Because if I’m being honest, there are times I’m not actually waiting on God…
I’m sprinting ahead of Him.
The Humbling Truth About My Life’s Best Moments
When I slow down enough to tell the truth in my prayer chair, another truth meets me there:
So many of the blessings I enjoy today had nothing to do with my power, my hustle, my excellence, my planning, or my effort.
There have been moments of protection. Times I should’ve paid the price for foolishness or suffered the consequence of recklessness. So many occasions when I should’ve experienced the full impact of “my own doing.”
But instead?
There was grace.
Grace covering me.
Grace redirecting me.
Grace shielding me.
So one part of me knows I can trust.
But another part; the fear-based part - the part that still remembers being ten years old resists relinquishing control.
Because she learned early that control feels like safety.

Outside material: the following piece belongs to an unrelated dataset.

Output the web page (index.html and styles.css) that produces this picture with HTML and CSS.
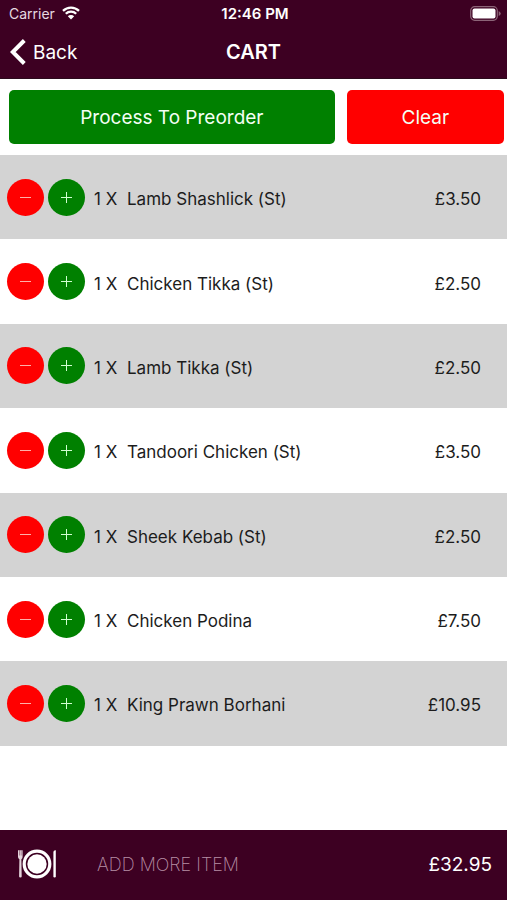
FILE: index.html
```html
<!DOCTYPE html>
<html lang="en">
<head>
<meta charset="utf-8">
<meta name="viewport" content="width=device-width, initial-scale=1">
<title>Cart</title>
<link rel="stylesheet" href="styles.css">
</head>
<body>
<div class="app">
  <header class="header">
    <div class="status">
      <span class="carrier">Carrier
        <svg class="wifi" viewBox="0 0 18 14" aria-hidden="true"><path d="M1 4.800a11.500 11.500 0 0 1 16 0M3.800 7.800a7.400 7.400 0 0 1 10.400 0" fill="none" stroke="currentColor" stroke-width="2.300"/><path d="M9 13.500 5.800 10.300a4.600 4.600 0 0 1 6.400 0z" fill="currentColor"/></svg>
      </span>
      <time class="time">12:46 PM</time>
      <svg class="battery" viewBox="0 0 31 15" aria-hidden="true"><rect x=".7" y=".7" width="26.600" height="13.600" rx="4" fill="none" stroke="#8c6478" stroke-width="1.200"/><rect x="2.500" y="2.500" width="23" height="10" rx="2" fill="#fff"/><path d="M28.700 5v5q2-1 2-2.500t-2-2.500z" fill="#8c6478"/></svg>
    </div>
    <nav class="nav">
      <a class="back" href="#"><svg class="chevron" viewBox="0 0 16 26" aria-hidden="true"><path d="M14.300 1.500 2.800 13l11.500 11.500" fill="none" stroke="currentColor" stroke-width="4"/></svg>Back</a>
      <h1 class="title">CART</h1>
    </nav>
  </header>
  <div class="actions">
    <button class="action process" type="button">Process To Preorder</button>
    <button class="action clear" type="button">Clear</button>
  </div>
  <ul class="items">
    <li class="item"><button class="step minus" type="button" aria-label="Remove one"></button><button class="step plus" type="button" aria-label="Add one"></button><span class="qty">1 X</span><span class="name">Lamb Shashlick (St)</span><span class="price">£3.50</span></li>
    <li class="item"><button class="step minus" type="button" aria-label="Remove one"></button><button class="step plus" type="button" aria-label="Add one"></button><span class="qty">1 X</span><span class="name">Chicken Tikka (St)</span><span class="price">£2.50</span></li>
    <li class="item"><button class="step minus" type="button" aria-label="Remove one"></button><button class="step plus" type="button" aria-label="Add one"></button><span class="qty">1 X</span><span class="name">Lamb Tikka (St)</span><span class="price">£2.50</span></li>
    <li class="item"><button class="step minus" type="button" aria-label="Remove one"></button><button class="step plus" type="button" aria-label="Add one"></button><span class="qty">1 X</span><span class="name">Tandoori Chicken (St)</span><span class="price">£3.50</span></li>
    <li class="item"><button class="step minus" type="button" aria-label="Remove one"></button><button class="step plus" type="button" aria-label="Add one"></button><span class="qty">1 X</span><span class="name">Sheek Kebab (St)</span><span class="price">£2.50</span></li>
    <li class="item"><button class="step minus" type="button" aria-label="Remove one"></button><button class="step plus" type="button" aria-label="Add one"></button><span class="qty">1 X</span><span class="name">Chicken Podina</span><span class="price">£7.50</span></li>
    <li class="item"><button class="step minus" type="button" aria-label="Remove one"></button><button class="step plus" type="button" aria-label="Add one"></button><span class="qty">1 X</span><span class="name">King Prawn Borhani</span><span class="price">£10.95</span></li>
  </ul>
  <footer class="footer">
    <a class="more" href="#">
      <svg class="plate" viewBox="0 0 40 30" aria-hidden="true"><circle cx="20" cy="15" r="12.800" fill="none" stroke="#fff" stroke-width="3.200"/><circle cx="20" cy="15" r="9.700" fill="#fff"/><path d="M1 1.200h4.600V8q0 1.500-1.200 2.300L4.700 27.500q0 1-1.300 1t-1.300-1L2.400 10.300Q1 9.500 1 8z" fill="#e3d3db"/><path d="M2.500 1v5.500M4.200 1v5.500" stroke="#7d4d66" stroke-width=".6"/><path d="M36.400 3q0-2 2.400-1.800v26q0 1.300-1.200 1.300t-1.200-1.300z" fill="#fff"/></svg>
      <span>ADD MORE ITEM</span>
    </a>
    <span class="total">£32.95</span>
  </footer>
</div>
</body>
</html>
```
FILE: styles.css
```css
* { box-sizing: border-box; }

body {
  margin: 0;
  background: #fff;
  color: #1c1c1c;
  font-family: Inter, "Liberation Sans", sans-serif;
}

button { border: 0; padding: 0; font: inherit; cursor: pointer; }
a { color: inherit; text-decoration: none; }
svg { display: block; }

.app { display: flex; flex-direction: column; min-height: 100vh; }

.header {
  background: #3d0022;
  color: #fff;
  border-bottom: 1px solid #2b0a1c;
}

.status {
  display: grid;
  grid-template-columns: 1fr auto 1fr;
  align-items: center;
  height: 26px;
  padding: 0 6px 0 9px;
  font-size: 14px;
}
.carrier { display: flex; align-items: center; gap: 7px; color: #e6d9e0; }
.wifi { width: 18px; height: 14px; color: #fff; }
.time { font-size: 15px; font-weight: 600; }
.battery { width: 31px; height: 15px; justify-self: end; }

.nav {
  display: grid;
  grid-template-columns: 1fr auto 1fr;
  align-items: center;
  height: 52px;
  padding: 0 10px;
}
.back { display: flex; align-items: center; gap: 7px; font-size: 19px; }
.chevron { width: 16px; height: 26px; }
.title { margin: 0; font-size: 20px; font-weight: 600; }

.actions {
  display: grid;
  grid-template-columns: 325fr 157fr;
  gap: 12px;
  height: 76px;
  padding: 11px 3px 11px 9px;
}
.action { border-radius: 5px; color: #f4fff4; font-size: 19px; }
.process { background: #008000; }
.clear { background: #f00; }

.items {
  flex: 1;
  display: grid;
  grid-template-rows: repeat(8, minmax(80px, 1fr));
  margin: 0;
  padding: 0;
  list-style: none;
  font-size: 17px;
}
.item {
  display: flex;
  align-items: center;
  padding: 4px 26px 0 7px;
}
.item:nth-child(odd) { background: #d3d3d3; }

.step {
  position: relative;
  flex: none;
  width: 37px;
  height: 37px;
  margin: 0 4px 4px 0;
  border-radius: 50%;
}
.minus { background: #f00; }
.plus { background: #008000; }
.step::before,
.plus::after {
  content: "";
  position: absolute;
  inset: 18px 13px;
  height: 1px;
  background: #ffb0a8;
}
.plus::before,
.plus::after { background: #d0ffd0; }
.plus::after { transform: rotate(90deg); }

.qty { width: 33px; margin-left: 5px; white-space: nowrap; }
.name { flex: 1; }

.footer {
  display: flex;
  align-items: center;
  justify-content: space-between;
  height: 70px;
  padding: 0 15px 2px 17px;
  background: #3d0022;
  color: #fff;
  font-size: 19px;
}
.more { display: flex; align-items: center; gap: 40px; color: #b78fa5; font-size: 18px; font-weight: 200; }
.plate { width: 40px; height: 30px; }
```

When Blessings Trigger Fear
Here’s what I didn’t expect.
Sometimes the hardest moment to trust isn’t when life is falling apart.
Sometimes the hardest moment to trust is when life starts coming together.
A current blessing in my life is an answer to prayer.
And in so many ways, I should just be celebrating! Enjoying. Savoring.
Instead, I find myself staring into the future, obsessing over timelines and outcomes.
Wondering about happy endings.
Feeling vulnerable in the unknown.
And when I give into those fears, my instinct is intense:
Cut and run.
Sacrifice the blessing.
Walk away before it can hurt you.
Today, in my quiet time, I heard something that stopped me in my tracks:
“You’re more comfortable sacrificing than surrendering.”
Whew.
That one landed.
Because sacrifice is familiar.
But surrender?
Surrender requires something I’m not naturally skilled at:
Restraint.
A Shift in How I View the Virtue of Meekness
I found myself thinking today about the definition of meekness.
It's not the version of weakness we insult people with.
The real definition is far from weakness.
Meekness is restrained power.
Which is not exactly my brand!
I’m not meek or mild.
I often rise up like a lion to take what’s mine, protect what’s mine, secure what matters, and make sure I’m okay.
But then I remember “The meek shall inherit the earth.” (Matthew 5:5)
And meekness isn’t fragility.
Meekness is strength under control; power that could dominate, but instead chooses peace.
And I have to ask myself:
Isn’t this a virtue worth cultivating?
Isn’t it possible that surrender isn’t losing…
but maturing?
The Fork in the Road: Sacrifice or Surrender
Here’s what I know without a doubt. When I “vote” with sacrifice by abandoning something good out of fear, I may feel temporary relief.
But it comes with a hefty price involving torment, angst, pressure, second-guessing, heaviness, and spiritual unrest.
When I vote with surrender because I decide to trust, here's what also shows up:
- peace
- ease
- calm
- steadiness
A quiet confidence I didn’t manufacture
The older I get, the more I want that kind of life.
Not just a life that looks impressive…
but a life that feels like freedom.
So now I’m sitting with a question I haven't asked in far too long:
Do I want peace more than I want what I want?
I don’t fully have the answer yet.
But I do know what the still small voice keeps saying.
Not once.
Not occasionally.
But persistently.
Surrender.
Maybe This Is What Healing Looks Like
Maybe surrender is the healing work of the little girl in me.
The one who lost her protector too soon.
The one who decided she’d never be caught helpless again.
The one who learned to perform strength so well, no one would ever see her fear.
Maybe surrender is how she learns she’s safe now.
Not because life is predictable.
Not because outcomes are guaranteed.
Not because I’ve controlled every variable.
But because God can be trusted.
Even here.
Even now.
Even when I don’t know how it ends.
A Closing Thought for the One Who Feels Like Me
If you’re reading this and you’re also a make it happen person.
If your strength was forged in loss; your independence born from disappointment, or if you learned to hold everything together because nobody else did…
...consider something tender and true:
Sacrifice is not always bravery.
Sometimes sacrifice is fear dressed up as control.
And surrender is not weakness.
Surrender is strength with open hands.
It’s breathing in the unknown and trusting you won’t be abandoned in it.
So today, I’m practicing restraint.
Not because I don’t have power.
But because I do.
And I’m learning to let peace lead.
Because when I surrender, I feel the shift:
Less pressure.
More presence.
Less striving.
More settling.
Less torment.
More trust.
And maybe that is the real blessing.